Great Power Competition - Disinformation and Propaganda Remain Mostly Unanswered
Great
Power Competition - Disinformation and Propaganda Remain Mostly Unanswered
Our
adversaries continue to pummel us daily with varied types of disinformation and
propaganda. We’ve seen this for multiple
years and decades, most notably prior to the 2016 election, and every
increasing since. We’re undertaking some
efforts to preclude major impacts to our 2020 elections, but those efforts will
address only parts of the foreign Cognitive War and will totally miss
addressing our Domestic Cognitive War (which I’ve stated is truly the most pressing
national security issue and least understood threat that faces our Republic and
Democracy).
Yet
our pace remains sloth like. Our posture
highly reactive. And our unity of
effort, nearly non-existent. I’ve been writing
about the competition taking place in the Cognitive Domain pre and post my
retirement from federal service in our Intelligence Community and DoD. We continue to admire the problem, and in
fact have made some great headway…tactically.
Credit where due! And it is well
deserved.
Yet,
our cognitive dissonance is evident in that as much changes, nothing
changes. While our President is truly
the most effective driver of proactive influence operations – which cause
others to react – the rest of our government structure remains wanting.
Our
military service cyber elements move to rename themselves “Information Operations.”
While this is to be applauded, they do so mostly as “Titanium Cylinders of
Sub-Excellence,” and with naming conventions not likely to follow until 2028? My head does thus explode
There are more and more realistic views as to what
it will take to effectively counter the plethora of disinformation and
propaganda efforts by our adversaries.
One such event was held today, 27 Jan 2020, Great Power
Competition - Disinformation and
Influence Operations Seminar, by the Intelligence and National Security
Alliance (INSA) and Virginia Tech's Hume Center for National Security and
Technology. It is an event to be applauded, having great
speakers, who addressed the key issues facing us, but also left us hanging on
solutions. This
was part of a four part series – and I’d highly recommend attending every one
of them if you can.
As
for solutions, I’ve written a fair amount about how to address the challenges
in the Cognitive Domain. I’ll point
readers to my last paper I wrote for our IC, DoD, Federal, Private Sector and
Academia – on the Cognitive Domain. The
paper spoke to the Future of Intelligence 2035-2050. While it speaks to the future, I wrote it in
a manner which – for those who are woke, awake, or not sleeping – will understand
that its vision can be implemented today.

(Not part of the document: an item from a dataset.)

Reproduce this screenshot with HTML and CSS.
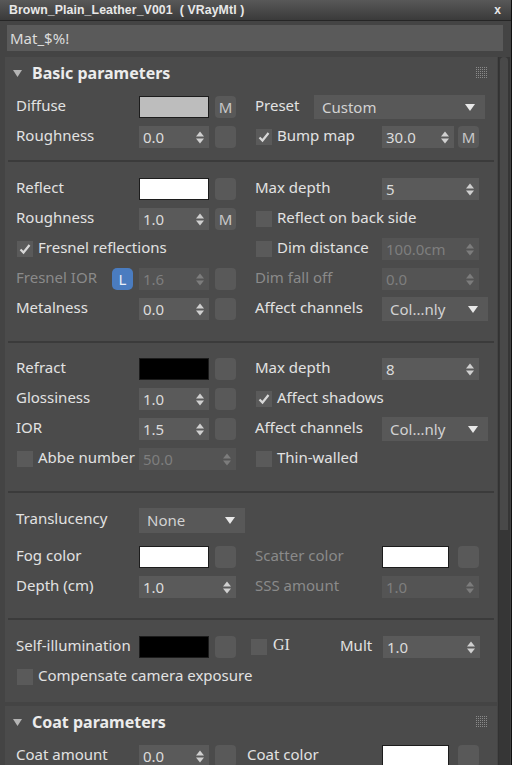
FILE: index.html
```html
<!DOCTYPE html>
<html>
<head>
<meta charset="utf-8">
<link rel="stylesheet" href="styles.css">
</head>
<body>
<svg class="defs" width="0" height="0">
  <defs>
    <symbol id="ud" viewBox="0 0 8 13"><path d="M0 5.5L4 0.5L8 5.5Z M0 7.5H8L4 12.5Z"/></symbol>
    <symbol id="dn" viewBox="0 0 10 7"><path d="M0 0H10L5 7Z"/></symbol>
    <symbol id="ck" viewBox="0 0 16 16"><path d="M3.5 8.5L6.5 11.5L12.5 4" fill="none" stroke-width="2.2"/></symbol>
    <symbol id="tri" viewBox="0 0 9 7"><path d="M0 0H9L4.5 7Z"/></symbol>
  </defs>
</svg>
<div class="win">
  <div class="title"><span>Brown_Plain_Leather_V001&nbsp; ( VRayMtl )</span><span class="close">x</span></div>
  <div class="name">Mat_$%!</div>
  <div class="main">
    <div class="panels">
      <div class="panel">
        <div class="phead"><svg class="tri"><use href="#tri"/></svg><span class="ptitle">Basic parameters</span><span class="grip"></span></div>

        <div class="sec s1">
          <div class="row">
            <div class="lc"><span class="lbl">Diffuse</span><span class="sw grey"></span><span class="mb">M</span></div>
            <div class="rc"><span class="plbl">Preset</span><span class="dd preset"><span>Custom</span><svg class="dna"><use href="#dn"/></svg></span></div>
          </div>
          <div class="row">
            <div class="lc"><span class="lbl">Roughness</span><span class="spin"><span>0.0</span><svg class="ud"><use href="#ud"/></svg></span><span class="mb"></span></div>
            <div class="rc"><span class="rlbl"><span class="cb"><svg><use href="#ck"/></svg></span>Bump map</span><span class="spin bump"><span>30.0</span><svg class="ud"><use href="#ud"/></svg></span><span class="mb mbr">M</span></div>
          </div>
        </div>

        <div class="sec s2">
          <div class="row">
            <div class="lc"><span class="lbl">Reflect</span><span class="sw white"></span><span class="mb"></span></div>
            <div class="rc"><span class="rlbl">Max depth</span><span class="spin wide"><span>5</span><svg class="ud"><use href="#ud"/></svg></span></div>
          </div>
          <div class="row">
            <div class="lc"><span class="lbl">Roughness</span><span class="spin"><span>1.0</span><svg class="ud"><use href="#ud"/></svg></span><span class="mb">M</span></div>
            <div class="rc"><span class="rlbl full"><span class="cb"></span>Reflect on back side</span></div>
          </div>
          <div class="row">
            <div class="lc"><span class="lbl full"><span class="cb first"><svg><use href="#ck"/></svg></span>Fresnel reflections</span></div>
            <div class="rc"><span class="rlbl"><span class="cb"></span>Dim distance</span><span class="spin wide dis"><span>100.0cm</span><svg class="ud"><use href="#ud"/></svg></span></div>
          </div>
          <div class="row">
            <div class="lc"><span class="lbl dis">Fresnel IOR<span class="lbtn">L</span></span><span class="spin dis"><span>1.6</span><svg class="ud"><use href="#ud"/></svg></span><span class="mb"></span></div>
            <div class="rc"><span class="rlbl dis">Dim fall off</span><span class="spin wide dis"><span>0.0</span><svg class="ud"><use href="#ud"/></svg></span></div>
          </div>
          <div class="row">
            <div class="lc"><span class="lbl">Metalness</span><span class="spin"><span>0.0</span><svg class="ud"><use href="#ud"/></svg></span><span class="mb"></span></div>
            <div class="rc"><span class="rlbl">Affect channels</span><span class="dd chan"><span>Col...nly</span><svg class="dna"><use href="#dn"/></svg></span></div>
          </div>
        </div>

        <div class="sec s3">
          <div class="row">
            <div class="lc"><span class="lbl">Refract</span><span class="sw black"></span><span class="mb"></span></div>
            <div class="rc"><span class="rlbl">Max depth</span><span class="spin wide"><span>8</span><svg class="ud"><use href="#ud"/></svg></span></div>
          </div>
          <div class="row">
            <div class="lc"><span class="lbl">Glossiness</span><span class="spin"><span>1.0</span><svg class="ud"><use href="#ud"/></svg></span><span class="mb"></span></div>
            <div class="rc"><span class="rlbl full"><span class="cb"><svg><use href="#ck"/></svg></span>Affect shadows</span></div>
          </div>
          <div class="row">
            <div class="lc"><span class="lbl">IOR</span><span class="spin"><span>1.5</span><svg class="ud"><use href="#ud"/></svg></span><span class="mb"></span></div>
            <div class="rc"><span class="rlbl">Affect channels</span><span class="dd chan"><span>Col...nly</span><svg class="dna"><use href="#dn"/></svg></span></div>
          </div>
          <div class="row">
            <div class="lc"><span class="lbl"><span class="cb first"></span>Abbe number</span><span class="spin wide dis"><span>50.0</span><svg class="ud"><use href="#ud"/></svg></span></div>
            <div class="rc"><span class="rlbl full"><span class="cb"></span>Thin-walled</span></div>
          </div>
        </div>

        <div class="sec s4">
          <div class="row">
            <div class="lc"><span class="lbl">Translucency</span><span class="dd none"><span>None</span><svg class="dna"><use href="#dn"/></svg></span></div>
            <div class="rc"></div>
          </div>
          <div class="row fog">
            <div class="lc"><span class="lbl">Fog color</span><span class="sw white"></span><span class="mb"></span></div>
            <div class="rc"><span class="rlbl dis">Scatter color</span><span class="sw white rsw"></span><span class="mb mbr2"></span></div>
          </div>
          <div class="row">
            <div class="lc"><span class="lbl">Depth (cm)</span><span class="spin wide"><span>1.0</span><svg class="ud"><use href="#ud"/></svg></span></div>
            <div class="rc"><span class="rlbl dis">SSS amount</span><span class="spin wide dis"><span>1.0</span><svg class="ud"><use href="#ud"/></svg></span></div>
          </div>
        </div>

        <div class="sec s5">
          <div class="row">
            <div class="lc self"><span class="lbl">Self-illumination</span><span class="sw black"></span><span class="mb"></span></div>
            <div class="rc"><span class="cb"></span><span class="gi">GI</span><span class="mult">Mult</span><span class="spin wide"><span>1.0</span><svg class="ud"><use href="#ud"/></svg></span></div>
          </div>
          <div class="row">
            <div class="lc"><span class="lbl full"><span class="cb first"></span>Compensate camera exposure</span></div>
            <div class="rc"></div>
          </div>
        </div>
      </div>

      <div class="panel coat">
        <div class="phead"><svg class="tri"><use href="#tri"/></svg><span class="ptitle">Coat parameters</span><span class="grip"></span></div>
        <div class="sec s6">
          <div class="row">
            <div class="lc coatl"><span class="lbl">Coat amount</span><span class="spin"><span>0.0</span><svg class="ud"><use href="#ud"/></svg></span><span class="mb"></span></div>
            <div class="rc"><span class="rlbl coatr">Coat color</span><span class="sw white rsw"></span><span class="mb mbr2"></span></div>
          </div>
        </div>
      </div>
    </div>
    <div class="scroll"><div class="thumb"></div></div>
  </div>
</div>
</body>
</html>
```

FILE: styles.css
```css
html, body {
  margin: 0;
  padding: 0;
  background: #444444;
}
.defs { position: absolute; width: 0; height: 0; }
.win {
  width: 511px;
  height: 765px;
  overflow: hidden;
  border-right: 1px solid #111;
  font-family: "Noto Sans", "Open Sans", sans-serif;
  font-size: 15px;
  color: #e2e2e2;
  background: #444444;
}
.title {
  height: 20px;
  border-bottom: 1px solid #262626;
  background: linear-gradient(#585858, #3a3a3a);
  display: flex;
  align-items: center;
  justify-content: space-between;
  padding: 0 10px 0 9px;
  font: bold 12.3px "Liberation Sans", Arial, sans-serif;
  letter-spacing: 0.1px;
  color: #e8e8e8;
}
.close { font-size: 12px; }
.name {
  margin: 4px 8px 0 7px;
  height: 26px;
  line-height: 26px;
  background: #5a5a5a;
  padding-left: 3px;
  color: #dcdcdc;
}
.main {
  display: flex;
  margin-top: 6px;
  height: 708px;
}
.panels {
  width: 492px;
  margin-left: 5px;
}
.panel {
  background: #4b4b4b;
}
.panel.coat {
  margin-top: 4px;
}
.scroll {
  width: 11px;
  margin-left: 1px;
  background: #363636;
  border-left: 1px solid #323232;
}
.thumb {
  height: 473px;
  margin: 0 2px 0 1px;
  background: #494949;
  border-radius: 4px 4px 0 0;
}
.phead {
  height: 35px;
  display: flex;
  align-items: center;
  padding: 0 9px 3px 8px;
  box-sizing: border-box;
}
.tri {
  width: 9px;
  height: 7px;
  fill: #b4b4b4;
}
.ptitle {
  margin-left: 10px;
  font-weight: bold;
  font-size: 16px;
  color: #ececec;
}
.grip {
  margin-left: auto;
  width: 12px;
  height: 12px;
  background:
    linear-gradient(90deg, transparent 50%, #4b4b4b 50%) 0 0 / 2px 2px,
    linear-gradient(transparent 50%, #4b4b4b 50%) 0 0 / 2px 2px,
    #8a8a8a;
}
.sec {
  margin: 0 3px;
  border-bottom: 2px solid #3b3b3b;
}
.s1 { padding: 0 0 8px; }
.s2 { padding: 12px 0 17px; }
.s3 { padding: 11px 0 17px; }
.s4 { padding: 12px 0 16px; }
.s5 { padding: 12px 0 10px; border-bottom: none; }
.s6 { padding: 0; border-bottom: none; }
.row {
  display: flex;
  align-items: center;
  height: 30px;
}
.row.fog { margin-top: 7px; }
.lc {
  width: 247px;
  padding-left: 8px;
  box-sizing: border-box;
  display: flex;
  align-items: center;
  flex: none;
}
.lc.self { width: 242px; }
.lc.coatl { width: 239px; }
.rc {
  display: flex;
  align-items: center;
  flex: 1;
}
.lbl, .rlbl, .plbl, .mult, .gi {
  padding-bottom: 4px;
}
.lbl {
  width: 123px;
  flex: none;
  display: flex;
  align-items: center;
  white-space: nowrap;
}
.lbl.full, .rlbl.full { width: auto; }
.rlbl {
  width: 127px;
  flex: none;
  display: flex;
  align-items: center;
  white-space: nowrap;
}
.rlbl.coatr { width: 135px; }
.plbl { width: 59px; flex: none; }
.dis { color: #8a8a8a; }
.sw {
  width: 70px;
  height: 22px;
  box-sizing: border-box;
  border: 1px solid #1c1c1c;
  flex: none;
}
.sw.rsw { width: 67px; }
.grey { background: #bdbdbd; }
.white { background: #ffffff; }
.black { background: #000000; }
.mb {
  width: 21px;
  height: 22px;
  margin-left: 6px;
  border-radius: 4px;
  background: #595959;
  color: #c8c8c8;
  font-size: 15px;
  display: flex;
  align-items: center;
  justify-content: center;
  flex: none;
}
.mb.mbr { margin-left: 4px; }
.mb.mbr2 { margin-left: 9px; }
.spin {
  width: 70px;
  height: 22px;
  box-sizing: border-box;
  padding: 0 5px 0 4px;
  background: #5a5a5a;
  display: flex;
  align-items: center;
  justify-content: space-between;
  color: #dcdcdc;
  flex: none;
}
.spin.wide { width: 97px; }
.spin.bump { width: 72px; }
.spin.dis { background: #545454; color: #7e7e7e; }
.ud {
  width: 8px;
  height: 13px;
  fill: #d0d0d0;
}
.spin.dis .ud { fill: #7c7c7c; }
.dd {
  height: 24px;
  box-sizing: border-box;
  background: #585858;
  display: flex;
  align-items: center;
  justify-content: space-between;
  padding: 0 10px 0 8px;
  color: #d2d2d2;
  flex: none;
}
.dd.preset { width: 171px; }
.dd.chan { width: 106px; }
.dd.none { width: 106px; height: 25px; }
.dna {
  width: 10px;
  height: 7px;
  fill: #e8e8e8;
}
.cb {
  width: 16px;
  height: 16px;
  background: #5a5a5a;
  margin: 0 5px 0 1px;
  flex: none;
  display: flex;
}
.lbl .cb, .rlbl .cb { margin-top: 4px; }
.cb svg {
  width: 16px;
  height: 16px;
  stroke: #d8d8d8;
}
.lbtn {
  margin: 4px 6px 0 auto;
  width: 21px;
  height: 22px;
  border-radius: 5px;
  background: #4a7cc0;
  color: #e8eef8;
  display: flex;
  align-items: center;
  justify-content: center;
  font-size: 15px;
}
.gi {
  width: 67px;
  margin-left: 1px;
  font-family: "Liberation Serif", serif;
  font-size: 16px;
}
.mult { width: 43px; flex: none; }
```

You can find my short talk on the paper, and the paper for download at https://nsiteam.com/future-military-intelligence-conops-and-st-investment-roadmap-2035-2050-the-cognitive-war/.
My
take away from today’s INSA – VA Tech Hume Center forum are the following:
·
Our
Intelligence Community is focused on election security, and disrupting
adversaries. But my assessment remains much as stated in my paper - our IC (government as a whole) lacks an
encompassing strategy, approach and operational construct;
·
This
is an increasing realization that a “whole of government” and “whole of society
effort” are required to combat our adversary’s efforts.
·
There
is also a growing understanding that this is a different type of war – a
Cognitive War – for which we (US government and society) remain ill prepared to
confront.
·
That
this new type of war “Cognitive War” or “Information War” requires a
bipartisan, long-term, strategic approach.
It requires a new operational construct.
It requires leadership, not ownership.
And it requires an understanding that this war is primarily cognitive in
nature, not kinetic.
·
With
very few exceptions, every effort, across government, private and public
sectors remains highly reactive.
·
And
our IC, DoD and Federal element have yet to come to a realization that the
necessary grunt work required in laying a new foundation for battle in the
cognitive domain requires that we understand, detail and grow capacity,
capability and knowledge of regional cultural, political, social, etc. networks
(human and material), strengths and weaknesses critical to enabling the conduct
of proactive influence operations.
It is time for an
overhaul of our IC, a realignment and much greater integration of our DoD
services, and further integration and alignment of our Executive Branch
departments on whole if we are not only to compete, but win, the Cognitive War.
Our civil
servants, public servants and private sector elements do realize the need for
greater collaboration, a civil defense posture and capability, but none of them
wish to mess with the culture that tends to eat those that try. But, we must. Our Republic, our Democracy and
the World’s humanity depend on us doing just that. While we may not be the world’s policeman,
and shouldn’t, we should remain the shining light on the hill. But to do so, we must address our current significant
shortfalls in fighting not only the foreign based Cognitive War, but our own
Domestic Cognitive War.
So, I’ll close by
thanking INSA and VA Tech’s Hume Center for National Security and Technology
for a great seminar and discussions. And, call on others to do the same.